The companies listed on the ADX are regulated more lightly than elsewhere. Esca was set up later than both the ADX and the DFM, which were self-regulating when they launched. “We have been pushing very hard to take the rules out of the exchange and give them to Esca,” says Healy.

Esca is gradually building its own body of regulations. By April 2010, listed companies will have to abide by a new corporate governance rulebook that broadly follows standards in Western markets. Until the new rulebook comes into force, the regulatory regime of the ADX will be lighter than that of the Dubai International Financial Exchange (DIFX), which launched in September 2005. The DIFX is based in the Dubai International Financial Centre, which bases its regulations on UK company law. The ADX is “not quite there” compared with the DIFX, says Healy.

So far, however, the DIFX has failed to challenge either the ADX or the DFM because its market lacks sufficient liquidity to attract investors or companies looking to float their shares. The amount of liquidity on the ADX - once perceived as a weakness - has improved dramatically since the slump in the summer of 2007. “We would expect Abu Dhabi over the next couple of years to grow at a higher rate than the DFM in terms of volumes,” says Khaled Kurdieh, CEO of Mashreq Securities, a UAE-based broker that carries out transactions on both stock exchanges.
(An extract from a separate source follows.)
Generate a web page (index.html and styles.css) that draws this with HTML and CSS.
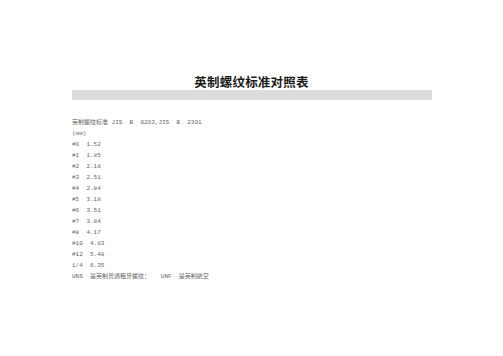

The ADX enjoyed substantially higher trading volumes than the DFM in the second half of May. “There is increasing foreign interest in the market and that is the new factor,” says Healy.

The ADX assigns an investor number to every-one who trades in the shares listed on its market. The surge in volumes has mostly come from investors registered in London and Frankfurt. Tougher regulations will encourage more money from Europe at a time when more companies are planning to list on the ADX.

The health of the emirate’s economy gives the ADX the impetus it needs to continue to grow. Ultimately, however, the UAE will find it impractical to have three competing stock exchanges, says Gundi Royle, managing director of investment banking at UAE-based broker the National Investor. “In the longer term, these markets will all merge,” she says.